Demi matahari dan cahayanya di pagi hari, dan bulan apabila mengiringi(mengikuti)nya (QS. Assyams: 1-2)
Sinonim kata pada bahasa arab untuk makna tilawah adalah ‘tabi’a-yatba’u yang artinya sama yaitu mengikuti. Mengapa maknanya menjadi membaca? Makna tilawah menjadi membaca memiliki filosofi tersendiri. Jika kembali kepada arti asal katanya maka maksudnya adalah sebagai berikut :
1.     Mengikuti setiap huruf-demi huruf dengan segala tuntutan kesempurnaannya sebagaimana yang dicontohkan oleh Rasulullah saw, ini berarti membaca itu haruslah dengan benar sesuai dengan orisinalitas bacaan yang dicontohkan oleh Rasulullah saw, dipraktikkan sahabatnya dan dipelihara oleh para pengikut sunnahnya yang setia.
2.    Mengikuti apa yang dibaca baik perintah dan larangan serta instruksi-instruksi keimanan dengan pengamalan dalam kehidupan sehari-hari sehingga nilai-nilai petunjuk al Quran menjadi aplikatif dalam kehidupan.
3.    Pengamalan tidak akan dapat tercapai kalau instruksi al Quran  tidak dipahami oleh karena itu bacaan petunjuk itu agar dapat aplikatif dalam kehidupan maka menuntut pemahaman.

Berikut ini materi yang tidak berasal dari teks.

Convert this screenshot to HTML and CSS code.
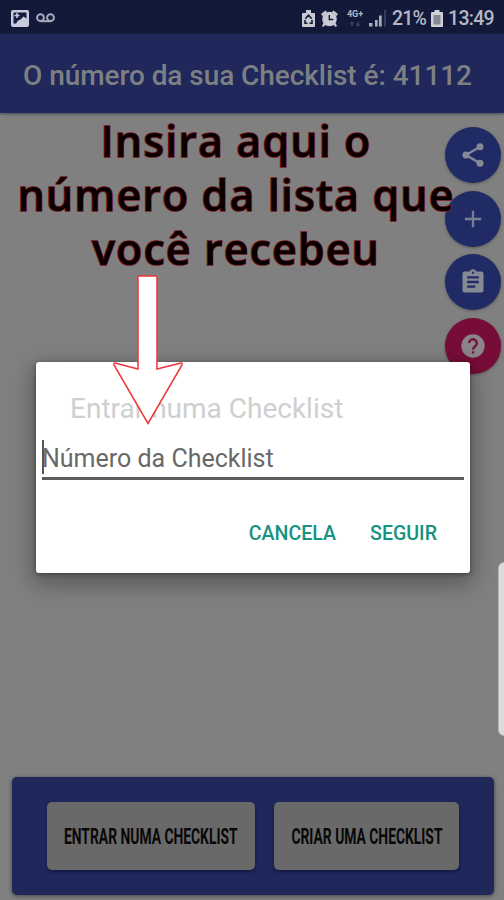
FILE: index.html
```html
<!DOCTYPE html>
<html lang="pt">
<head>
<meta charset="utf-8">
<title>Checklist</title>
<link rel="stylesheet" href="styles.css">
</head>
<body>
<div class="screen">
  <div class="status">
    <svg class="picture" width="18" height="17" viewBox="0 0 18 17"><rect width="18" height="17" rx="2" fill="#c9cada"/><path d="M2.500 2.500h13v6l-3-2-3 3-2.500 1-2 3H2.500z" fill="#151b3e"/><path d="M6 3v5M3.500 5.500h5" stroke="#c9cada" stroke-width="1.600"/></svg>
    <svg class="voicemail" width="19" height="10" viewBox="0 0 19 10" fill="none" stroke="#a6a9bb" stroke-width="2"><circle cx="4.500" cy="4.700" r="3.400"/><circle cx="14.500" cy="4.700" r="3.400"/><path d="M4.500 8.200h10"/></svg>
    <div class="indicators">
      <svg width="13" height="17" viewBox="0 0 13 17"><path d="M1 3h3V0h5v3h3q1 0 1 1v12q0 1-1 1H1q-1 0-1-1V4q0-1 1-1z" fill="#c8c9d2"/><path d="M3.300 8.800L6.500 5.300l3.200 3.500M3 10v3.300h2.500M10 10v3.300H7.500" fill="none" stroke="#151b3e" stroke-width="1.600"/></svg>
      <svg class="alarm" width="17" height="17" viewBox="0 0 17 17"><g fill="#c8c9d2"><path d="M0 4L4.500.500 6 2 1.500 6zM17 4L12.500.500 11 2l4.500 4zM2.500 13l2 1.500L2.500 17 1 16zM14.500 13l-2 1.500 2 2.500 1.500-1z"/><circle cx="8.500" cy="9" r="7.300"/></g><path d="M8.300 5v4.500h4" fill="none" stroke="#151b3e" stroke-width="1.400"/></svg>
      <div class="network"><span>4G+</span><svg width="10" height="6" viewBox="0 0 10 6"><path d="M2 5V1M.5 2.500L2 1l1.500 1.500M8 1v4M6.500 3.500L8 5l1.500-1.500" fill="none" stroke="#535873"/></svg></div>
      <svg class="signal" width="18" height="17" viewBox="0 0 18 17"><path d="M0 13h3.500v3.500H0zM6 10h2.700v6.500H6zM10 5.500h2.700v11H10z" fill="#a9acbd"/><path d="M15 0h2v16.500h-2z" fill="#343a5c"/></svg>
      <span class="percent">21%</span>
      <svg class="battery" width="12" height="17" viewBox="0 0 12 17"><path d="M1 2h2.500V0h5v2H11q1 0 1 1v13q0 1-1 1H1q-1 0-1-1V3q0-1 1-1z" fill="#d0d1d7"/><path d="M2.500 5h7v9.500h-7z" fill="#858896"/></svg>
      <span class="clock">13:49</span>
    </div>
  </div>
  <header class="header"><h1 class="title">O número da sua Checklist é: 41112</h1></header>
  <main class="content">
    <p class="hint"><span class="line">Insira aqui o</span><span class="line">número da lista que</span><span class="line">você recebeu</span></p>
    <nav class="actions">
      <button class="fab"><svg width="28" height="28" viewBox="0 0 24 24"><path d="M18 5L6 12l12 7" fill="none" stroke="#858994" stroke-width="2"/><g fill="#858994"><circle cx="18" cy="5" r="3"/><circle cx="6" cy="12" r="3"/><circle cx="18" cy="19" r="3"/></g></svg></button>
      <button class="fab"><svg width="28" height="28" viewBox="0 0 24 24"><path d="M12 5v14M5 12h14" stroke="#777d93" stroke-width="2"/></svg></button>
      <button class="fab"><svg width="28" height="28" viewBox="0 0 24 24"><path fill="#858994" fill-rule="evenodd" d="M19 3h-4.200a3 3 0 0 0-5.600 0H5a2 2 0 0 0-2 2v14a2 2 0 0 0 2 2h14a2 2 0 0 0 2-2V5a2 2 0 0 0-2-2zM12 3a1 1 0 1 1 0 2 1 1 0 0 1 0-2zM7 7h10v2H7zm0 4h10v2H7zm0 4h7v2H7z"/></svg></button>
      <button class="fab help"><svg width="28" height="28" viewBox="0 0 24 24"><circle cx="12" cy="12" r="10" fill="#8b8589"/><path d="M8.700 9.500a3.300 3.300 0 1 1 5.200 2.700c-1.200.8-1.900 1.300-1.900 3M12 16.500v2" fill="none" stroke="#78103a" stroke-width="2"/></svg></button>
    </nav>
    <footer class="panel">
      <button class="choice join"><span>ENTRAR NUMA CHECKLIST</span></button>
      <button class="choice create"><span>CRIAR UMA CHECKLIST</span></button>
    </footer>
  </main>
  <div class="edge-handle"></div>
  <section class="dialog" role="dialog">
    <h2 class="dialog-title">Entrar numa Checklist</h2>
    <div class="field"><span>Número da Checklist</span></div>
    <div class="dialog-actions"><button class="cancel">CANCELA</button><button class="next">SEGUIR</button></div>
  </section>
  <svg class="arrow" width="74" height="154" viewBox="0 0 74 154"><path d="M28 2H45Q46 2 46 3V95L70 89Q71.500 89 71 91L37 149.500 3 91Q2.500 89 4 89L27 95V3Q27 2 28 2z" fill="#fff" stroke="#ed3438" stroke-width="1.500"/></svg>
</div>
</body>
</html>
```
FILE: styles.css
```css
* { box-sizing: border-box; }
body { margin: 0; font-family: Roboto, "Liberation Sans", sans-serif; }
button { border: 0; padding: 0; font-family: inherit; }
h1, h2, p { margin: 0; }
svg { display: block; flex: none; }
.screen { position: relative; width: 504px; height: 900px; display: flex; flex-direction: column; overflow: hidden; background: #808080; }
.status { height: 34px; flex: none; display: flex; align-items: center; padding: 2px 10px 0 11px; background: #131a39; color: #b5b7c4; }
.voicemail { margin-left: 7px; }
.indicators { display: flex; align-items: center; margin-left: auto; }
.alarm { margin-left: 6px; }
.network { width: 18px; margin-left: 8px; display: flex; flex-direction: column; align-items: center; gap: 2px; font-size: 9px; line-height: 9px; font-weight: 700; }
.signal { margin-left: 5px; }
.percent { width: 34px; margin-left: 5px; padding-top: 2px; font-size: 19.5px; line-height: 24px; font-weight: 500; letter-spacing: -0.8px; white-space: nowrap; }
.battery { margin-left: 5px; }
.clock { width: 46px; margin-left: 5px; padding-top: 2px; font-size: 19.5px; line-height: 24px; font-weight: 500; letter-spacing: -0.7px; white-space: nowrap; }
.header { height: 79px; flex: none; display: flex; align-items: center; padding: 4px 0 0 23px; background: #1f275b; box-shadow: 0 1px 3px #444a60; z-index: 1; }
.title { font-size: 28px; line-height: 34px; font-weight: 500; color: #7d8083; white-space: nowrap; letter-spacing: -0.06px; }
.content { flex: 1; display: flex; flex-direction: column; position: relative; }
.hint { position: relative; z-index: 2; display: flex; flex-direction: column; align-items: center; width: 472px; padding-top: 1px; font: 600 43px/54px "Open Sans", sans-serif; letter-spacing: 1.1px; color: #080000; -webkit-text-stroke: 1.6px #79141b; paint-order: stroke fill; }
.line { white-space: nowrap; }
.actions { position: absolute; top: 14px; right: 3px; display: flex; flex-direction: column; gap: 7.5px; }
.fab { width: 56px; height: 56px; border-radius: 50%; background: #202b66; display: grid; place-items: center; box-shadow: 0 1px 3px #555; }
.help { background: #780c38; }
.panel { width: 482px; height: 118px; margin: auto 0 5px 12px; padding: 25px 35px; display: flex; gap: 19px; align-items: flex-start; background: #1f275b; border-radius: 5px; box-shadow: 0 1px 4px #414141; }
.choice { height: 68px; flex: none; border-radius: 5px; background: #696969; color: #080808; font-size: 22px; font-weight: 700; display: flex; align-items: center; justify-content: center; box-shadow: 0 2px 3px #151b43; }
.choice span { flex: none; white-space: nowrap; transform: scaleX(.63); }
.join { width: 208px; }
.create { width: 185px; }
.edge-handle { position: absolute; left: 498px; top: 562px; width: 12px; height: 174px; border-radius: 6px; background: #dcdcdc; border: 1px solid #b4b4b4; }
.dialog { position: absolute; z-index: 3; left: 36px; top: 362px; width: 434px; height: 211px; padding: 30px 6px 0; background: #fff; border-radius: 3px; box-shadow: 0 8px 22px 4px rgba(0,0,0,.3), 0 1px 4px rgba(0,0,0,.4); }
.dialog-title { padding-left: 28px; font-size: 28px; line-height: 34px; font-weight: 400; color: #cfcfcf; }
.field { height: 54px; border-bottom: 3px solid #5c5c5c; display: flex; align-items: center; padding-top: 14px; color: #686868; font-size: 25px; line-height: 32px; position: relative; }
.field::before { content: ""; position: absolute; left: 0; top: 14px; width: 2px; height: 34px; background: #555; }
.dialog-actions { display: flex; justify-content: flex-end; gap: 34px; padding: 42px 27px 0 0; }
.dialog-actions button { background: transparent; color: #16937f; font-size: 19.6px; line-height: 24px; font-weight: 500; }
.arrow { position: absolute; z-index: 4; left: 111px; top: 274px; }
```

Dengan demikian, makna tilawah bukan sekedar membaca tetapi membaca al Quran itu harus sempurna sesuai dengan contohnya (Tahsin), dipahami (Tafhim) dan diaplikasikan dalam kehidupan (Tathbiq). Tentunya aktivitas ini harus dilaksanakan secara rutin, berkala dan berkesinambungan.